Jack Bauer v Wiki-Leaks – The Return of ’24’

Jack’s back, and he’s taking on Julian Assange.

After 8 seasons and a four year hiatus the first two episodes of ’24: Live Another Day’ have caught up with current affairs nicely. Jack traces former co-worker/tech-guru Chloe O’Brien to a hacker haven operating out of London which in the words of her new friends ‘just acquires information and disseminates it.’ Jack retorts ‘you make it sound like what you do is benign, but we both know it isn’t.’ Sound like someone we know?

The debate over Wiki-leaks plays out on our screens, events occur in real time:

Chloe – At least im doing something to fight against it

Jack – How, by leaking classified information, military secrets, people are out there dying in the field Chloe

Chloe – Intelligence agencies keep secrets because what they’re doing is criminal

Jack – You’re smarter than that

Jack has always operated in a clandestine world where secrets are kept, and acts are done, by a man at least the audience entrusts with doing the right thing, and anyone who gets in his way, like people who leak secrets, are fair game. When 24 was at it’s height the NY Times published an unauthorized series of essays detailing the political theology and cultural magnetism of ’24.’ Author Jerome Copulsky wrote:

“When Bauer operates against his orders and beyond the law and conventional morals in order to interrogate a suspect – employing torture to obtain crucial information – we understand that he is merely doing what is necessary to fulfil his patriotic duty.”

The latest episodes maintained the traditional 24 motifs of ‘enhanced interrogation’ and panoptic surveillance and like Season 8 had a strong focus on drone warfare. Jack is no stranger to controversy and with the vast majority of entertainment media treating the actions of the US government with barely concealed contempt, if that, Jack takes a very different tack.

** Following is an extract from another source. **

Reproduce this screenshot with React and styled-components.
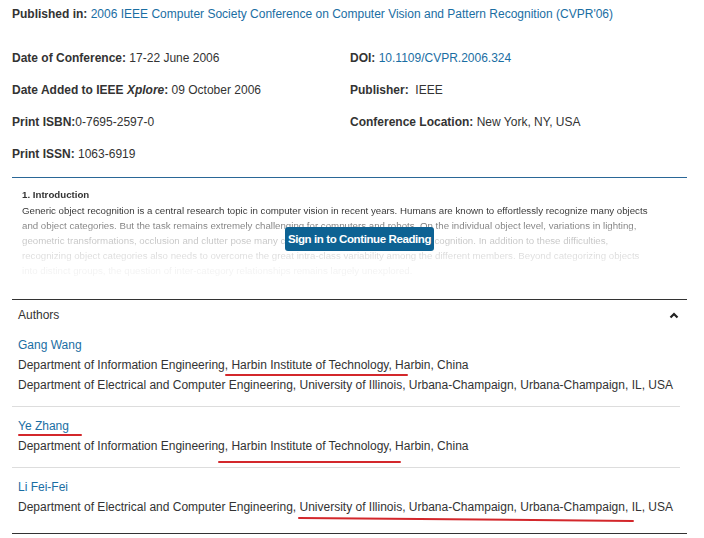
import React from "react";
import styled, { createGlobalStyle } from "styled-components";

const GlobalStyle = createGlobalStyle`
  body {
    margin: 0;
    background: #ffffff;
    font-family: "Liberation Sans", Arial, sans-serif;
    color: #333333;
  }
`;

const Page = styled.div`
  width: 704px;
  height: 538px;
  overflow: hidden;
  padding: 7px 17px 0 12px;
  box-sizing: border-box;
  font-size: 12px;
`;

const Line = styled.div`
  line-height: 14px;
`;

const Label = styled.b`
  font-weight: bold;
`;

const Link = styled.span`
  color: #1a6ea3;
`;

const MetaGrid = styled.div`
  display: grid;
  grid-template-columns: 338px 1fr;
  row-gap: 16px;
  margin-top: 29px;
  line-height: 16px;
`;

const Divider = styled.div`
  height: 1px;
  background: ${(p) => p.$color};
  margin-top: ${(p) => p.$top || 0}px;
  margin-right: ${(p) => p.$inset || 0}px;
`;

const Abstract = styled.div`
  position: relative;
  height: 121px;
`;

const AbstractText = styled.div`
  padding: 9px 20px 0 10px;
  font-size: 9.7px;
  line-height: 15px;
  color: #333333;
  white-space: nowrap;
  -webkit-mask-image: linear-gradient(to bottom, #000 32%, rgba(0,0,0,0.3) 60%, rgba(0,0,0,0.06) 92%);
  mask-image: linear-gradient(to bottom, #000 32%, rgba(0,0,0,0.3) 60%, rgba(0,0,0,0.06) 92%);
`;

const Heading = styled.div`
  font-weight: bold;
  margin-bottom: 1px;
`;

const SignIn = styled.button`
  position: absolute;
  left: 273px;
  top: 49px;
  width: 149px;
  height: 24px;
  border: none;
  border-radius: 3px;
  background: #0d6293;
  color: #ffffff;
  font-family: "Liberation Sans", Arial, sans-serif;
  font-weight: bold;
  font-size: 11.5px;
  letter-spacing: -0.4px;
  padding: 0;
`;

const Authors = styled.section`
  border-top: 1px solid #333333;
  border-bottom: 1px solid #333333;
`;

const Header = styled.div`
  display: flex;
  justify-content: space-between;
  align-items: center;
  padding: 5px 8px 1px 6px;
  line-height: 20px;
`;

const Author = styled.div`
  padding: 9px 0 ${(p) => (p.$last ? 16 : 11)}px 6px;
  line-height: 20px;
`;

const Name = styled.div`
  position: relative;
  color: #1a6ea3;
`;

const Affil = styled.div`
  position: relative;
  white-space: nowrap;
`;

const Scribble = styled.span`
  position: absolute;
  left: ${(p) => p.$left}px;
  top: ${(p) => p.$top}px;
  width: ${(p) => p.$width}px;
  height: 2px;
  border-radius: 1px;
  background: #d3272b;
  transform: rotate(${(p) => p.$tilt || 0}deg);
  transform-origin: left center;
`;

const Chevron = () => (
  <svg width="10" height="7" viewBox="0 0 10 7">
    <polyline points="1.5,5.5 5,2 8.5,5.5" fill="none" stroke="#222" strokeWidth="2.2" />
  </svg>
);

const abstractLines = [
  "Generic object recognition is a central research topic in computer vision in recent years. Humans are known to effortlessly recognize many objects",
  "and object categories. But the task remains extremely challenging for computers and robots. On the individual object level, variations in lighting,",
  "geometric transformations, occlusion and clutter pose many challenges for reliable and robust recognition. In addition to these difficulties,",
  "recognizing object categories also needs to overcome the great intra-class variability among the different members. Beyond categorizing objects",
  "into distinct groups, the question of inter-category relationships remains largely unexplored.",
];

export default function App() {
  return (
    <Page>
      <GlobalStyle />
      <Line>
        <Label>Published in: </Label>
        <Link>2006 IEEE Computer Society Conference on Computer Vision and Pattern Recognition (CVPR'06)</Link>
      </Line>

      <MetaGrid>
        <div><Label>Date of Conference: </Label>17-22 June 2006</div>
        <div><Label>DOI: </Label><Link>10.1109/CVPR.2006.324</Link></div>
        <div><Label>Date Added to IEEE <i>Xplore</i>: </Label>09 October 2006</div>
        <div><Label>Publisher: </Label>&nbsp;IEEE</div>
        <div><Label>Print ISBN:</Label>0-7695-2597-0</div>
        <div><Label>Conference Location: </Label>New York, NY, USA</div>
        <div><Label>Print ISSN: </Label>1063-6919</div>
      </MetaGrid>

      <Divider $color="#2a6797" $top={15} />

      <Abstract>
        <AbstractText>
          <Heading>1. Introduction</Heading>
          {abstractLines.map((l) => (
            <div key={l}>{l}</div>
          ))}
        </AbstractText>
        <SignIn>Sign in to Continue Reading</SignIn>
      </Abstract>

      <Authors>
        <Header>
          <span>Authors</span>
          <Chevron />
        </Header>
        <Author>
          <Name>Gang Wang</Name>
          <Affil>
            Department of Information Engineering, Harbin Institute of Technology, Harbin, China
            <Scribble $left={207} $top={19} $width={183} />
          </Affil>
          <Affil>Department of Electrical and Computer Engineering, University of Illinois, Urbana-Champaign, Urbana-Champaign, IL, USA</Affil>
        </Author>
        <Divider $color="#dddddd" $inset={7} />
        <Author>
          <Name>
            Ye Zhang
            <Scribble $left={0} $top={18} $width={64} />
          </Name>
          <Affil>
            Department of Information Engineering, Harbin Institute of Technology, Harbin, China
            <Scribble $left={200} $top={25} $width={183} />
          </Affil>
        </Author>
        <Divider $color="#dddddd" $inset={7} />
        <Author $last>
          <Name>Li Fei-Fei</Name>
          <Affil>
            Department of Electrical and Computer Engineering, University of Illinois, Urbana-Champaign, Urbana-Champaign, IL, USA
            <Scribble $left={280} $top={20} $width={336} $tilt={0.5} />
          </Affil>
        </Author>
      </Authors>
    </Page>
  );
}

Though Jack is not alone. ‘Skyfall’ villain Raoul Silva leaked military secrets and the identities of undercover MI6 agents because he was pissed with Judi Dench’s M. The film saw Bond heroically defeating Silva, alleviating chaos and restoring order. For England, James.

‘The Dark Knight,’widely lauded as the greatest comic book film of all time, was simply ’24’ on steriods. Batman mercilessly pounded the Joker to find out what happened to Rachel while Gordon and Gotham PD stand on the other side of very thick glass, not to mention dropping Maroni from a three-story building as an incentive to spill his guts. Wayne goes solo to kidnap Lau from Chinese soil because the US can’t extradite him, not unlike Jack raiding the Chinese consulate in Season 4 to extract a national without the Chinese knowing.

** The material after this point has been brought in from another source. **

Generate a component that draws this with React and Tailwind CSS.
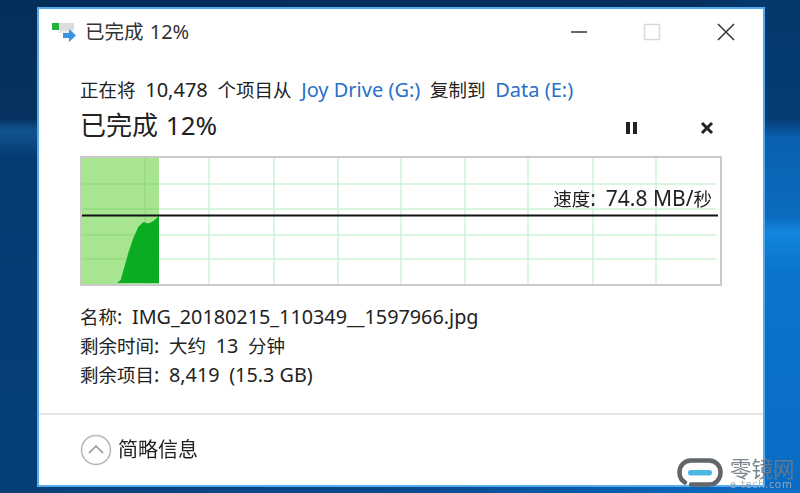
import React from 'react';

const FONT = "font-['Noto_Sans','Noto_Sans_CJK_SC',sans-serif]";
const V_LINES = [63, 127, 192, 256, 319, 383, 446, 511, 574];
const H_LINES = [26, 51, 77, 101];

// CJK runs in the reference are a little smaller than the latin around them
const Zh = ({ children }) => <span className="text-[18.5px]">{children}</span>;

const CopyIcon = () => (
  <svg width="26" height="22" viewBox="0 0 26 22" className="shrink-0">
    <rect x="1" y="2" width="7" height="7" fill="#22b33a" />
    <rect x="8" y="2" width="15" height="7" fill="#dcdcdc" />
    <rect x="8" y="9" width="14" height="3" fill="#e8e8e8" />
    <path d="M12 12h6V8l7 6.5-7 6.5v-4h-6z" fill="#3c93e0" />
  </svg>
);

const Graph = () => (
  <div className="relative h-[130px] border-2 border-[#c9c9c9] bg-white">
    <svg width="638" height="126" viewBox="0 0 638 126" className="block">
      <rect x="0" y="0" width="77" height="126" fill="#a8e590" />
      {V_LINES.map((x) => (
        <line key={x} x1={x} y1="0" x2={x} y2="126" stroke={x < 77 ? '#95db82' : '#cff2d4'} strokeWidth="1.5" />
      ))}
      {H_LINES.map((y) => (
        <React.Fragment key={y}>
          <line x1="0" y1={y} x2="77" y2={y} stroke="#95db82" strokeWidth="1.5" />
          <line x1="77" y1={y} x2="634" y2={y} stroke="#cff2d4" strokeWidth="1.5" />
        </React.Fragment>
      ))}
      <path
        d="M35 125 L38.7 122 L46.3 95 L51.3 80 L56.3 69 L61.3 64 L66.3 65.5 L71.3 63 L77 58 L77 125 Z"
        fill="#0aad22"
      />
      <line x1="0" y1="57.5" x2="636" y2="57.5" stroke="#111" strokeWidth="2" />
    </svg>
    <span className="absolute right-[8px] top-[27px] text-[21px] leading-[26px] text-[#222] [word-spacing:4.5px]">
      <Zh>速度</Zh>: <span className="[word-spacing:0px]">74.8 MB/</span>
      <Zh>秒</Zh>
    </span>
  </div>
);

const Watermark = () => (
  <div className="absolute left-[677px] top-[458px] flex items-start">
    <svg width="46" height="29" viewBox="0 0 46 29" className="shrink-0">
      <path
        d="M14 26.5 H32 C39 26.5 43.5 21 43.5 14.5 C43.5 8 39 2.5 32 2.5 H14 C7 2.5 2.5 8 2.5 14.5 C2.5 19 4.5 22.5 8 24.5"
        fill="none"
        stroke="#62666a"
        strokeWidth="4.5"
        strokeLinecap="round"
      />
      <rect x="11" y="12" width="24" height="5.5" rx="2.75" fill="#4bb8e4" />
    </svg>
    <div className="ml-[7px] flex flex-col whitespace-nowrap text-[#6f7a84] opacity-90">
      <span className="text-[21.5px] leading-[20px] font-['Noto_Sans_CJK_SC',sans-serif]">零镜网</span>
      <span className="mt-[2px] text-[10.5px] leading-[9px] tracking-[0.8px] text-[#a4acb2]">e-tech.com</span>
    </div>
  </div>
);

export default function App() {
  return (
    <div className={`${FONT} relative flex h-[493px] w-[800px] overflow-hidden blur-[0.35px]`}>
      <div className="w-[37px] shrink-0 bg-[linear-gradient(180deg,#042e5a_0%,#053260_24%,#115491_26.5%,#053a72_32%,#063f78_100%)]" />

      <div className="flex w-[728px] shrink-0 flex-col">
        <div className="h-[7px] bg-[linear-gradient(90deg,#042e5a,#052f5c_90%,#053a70)]" />
        <div className="flex h-[480px] flex-col border-2 border-[#56abee] bg-white">
          {/* title bar */}
          <div className="flex h-[46px] items-center">
            <div className="ml-[12px] mr-[8px]">
              <CopyIcon />
            </div>
            <span className="text-[20px] leading-[24px] text-[#333] [word-spacing:1px]">
              <span className="text-[19.5px]">已完成</span> 12%
            </span>
            <div className="ml-auto flex items-center">
              <svg width="18" height="18" viewBox="0 0 18 18" className="mr-[55px]">
                <line x1="1" y1="9" x2="17" y2="9" stroke="#333" strokeWidth="1.5" />
              </svg>
              <svg width="18" height="18" viewBox="0 0 18 18" className="mr-[56px]">
                <rect x="1.5" y="1.5" width="15" height="15" fill="none" stroke="#d8d8d8" strokeWidth="1.5" />
              </svg>
              <svg width="18" height="18" viewBox="0 0 18 18" className="mr-[28px]">
                <path d="M1 1 L17 17 M17 1 L1 17" stroke="#333" strokeWidth="1.5" />
              </svg>
            </div>
          </div>

          {/* content */}
          <div className="flex flex-1 flex-col px-[41px] pt-[22px]">
            <div className="text-[20px] leading-[26px] text-[#222] [word-spacing:4.5px]">
              <Zh>正在将</Zh> 10,478 <Zh>个项目从</Zh>{' '}
              <span className="text-[#2a70c8] [word-spacing:0px]">Joy Drive (G:)</span> <Zh>复制到</Zh>{' '}
              <span className="text-[#2a70c8] [word-spacing:0px]">Data (E:)</span>
            </div>
            <div className="mt-[5px] flex h-[34px] items-center">
              <span className="text-[26px] leading-[34px] text-[#222] [word-spacing:1px]">已完成 12%</span>
              <div className="ml-auto flex items-center pt-[5px]">
                <svg width="14" height="14" viewBox="0 0 14 14" className="mr-[61px]">
                  <rect x="1" y="1" width="4" height="12" fill="#222" />
                  <rect x="8" y="1" width="4" height="12" fill="#222" />
                </svg>
                <svg width="14" height="14" viewBox="0 0 14 14" className="mr-[8px]">
                  <path d="M2 2 L12 12 M12 2 L2 12" stroke="#222" strokeWidth="3" />
                </svg>
              </div>
            </div>
            <div className="mt-[14px]">
              <Graph />
            </div>
            <div className="mt-[16px] text-[19.8px] leading-[29px] text-[#222] [word-spacing:4.5px]">
              <div>
                <Zh>名称</Zh>: IMG_20180215_110349__1597966.jpg
              </div>
              <div>
                <Zh>剩余时间</Zh>: <Zh>大约</Zh> 13 <Zh>分钟</Zh>
              </div>
              <div>
                <Zh>剩余项目</Zh>: 8,419 <span className="[word-spacing:0px]">(15.3 GB)</span>
              </div>
            </div>
          </div>

          {/* footer */}
          <div className="flex h-[72px] items-center border-t-2 border-[#e6e6e6] pl-[41px]">
            <svg width="32" height="32" viewBox="0 0 32 32" className="mr-[6px] shrink-0">
              <circle cx="16" cy="16" r="14.5" fill="none" stroke="#b5b5b5" strokeWidth="1.5" />
              <path d="M9 19 L16 12 L23 19" fill="none" stroke="#8f8f8f" strokeWidth="1.5" />
            </svg>
            <span className="text-[20px] text-[#222]">简略信息</span>
          </div>
        </div>
        <div className="h-[6px] bg-[linear-gradient(90deg,#06407a,#06488c_50%,#0a6cc4)]" />
      </div>

      <div className="flex-1 bg-[linear-gradient(180deg,#05386c_0%,#053c74_24%,#0a60b0_28%,#0a6cc0_44%,#1285dc_47%,#0a74cc_55%,#0a6cc4_100%)]" />

      <Watermark />
    </div>
  );
}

And then there’s Batman’s ‘let’s turn every cell phone into a sonar emulator and map out Gotham to find the Joker’ which would have broken more laws than there were Presidents on 24. Jack is catching on, but its not just the appeal of watching someone do what it takes to get the job done, it’s watching him do it alone.

Jack, Bond, Batman, they’re all loners who sacrificed so much to do whats right, and they have all lost their nearest and dearest, Teri, Vespa/Tracey, Rachel, in the name of duty. ‘Secrets of 24’ goes on to say:

“We trust his intuitions,intentions and judgements…knowing that he is simply doing what is necessary to keep his nation safe…the lone man who stands outside of the system, battling evil and bureaucracy in order to protect society. Everybody wants a hero.”

Sound familiar? Jack is a hero to many, but by the same tack so is Julian Assange. While so many praise Jack for his vigilante approach and willingness to operate outside the law and government to protect it’s secrets, others laud Assange for his efforts to expose government secrets at great personal risk. Assange is no stranger to sacrifice, having been stuck in the Ecuadorian embassy for years; at the cost of his personal life taking a vigilante approach to his stated goal of exposing government actions and ensuring accountability.

In a sort of Karla-esque ‘We’re not so different, you and I’ way Jack and Julian, while very much on opposite sides of the coin, attract very similar followings by people who genuinely believe, like the protagonists themselves, that they and their counterparts are doing what is necessary to advance society and keep us safe.

I’ll be watching out for Jack Bauer and the new 24. Maybe Julian Assange is too.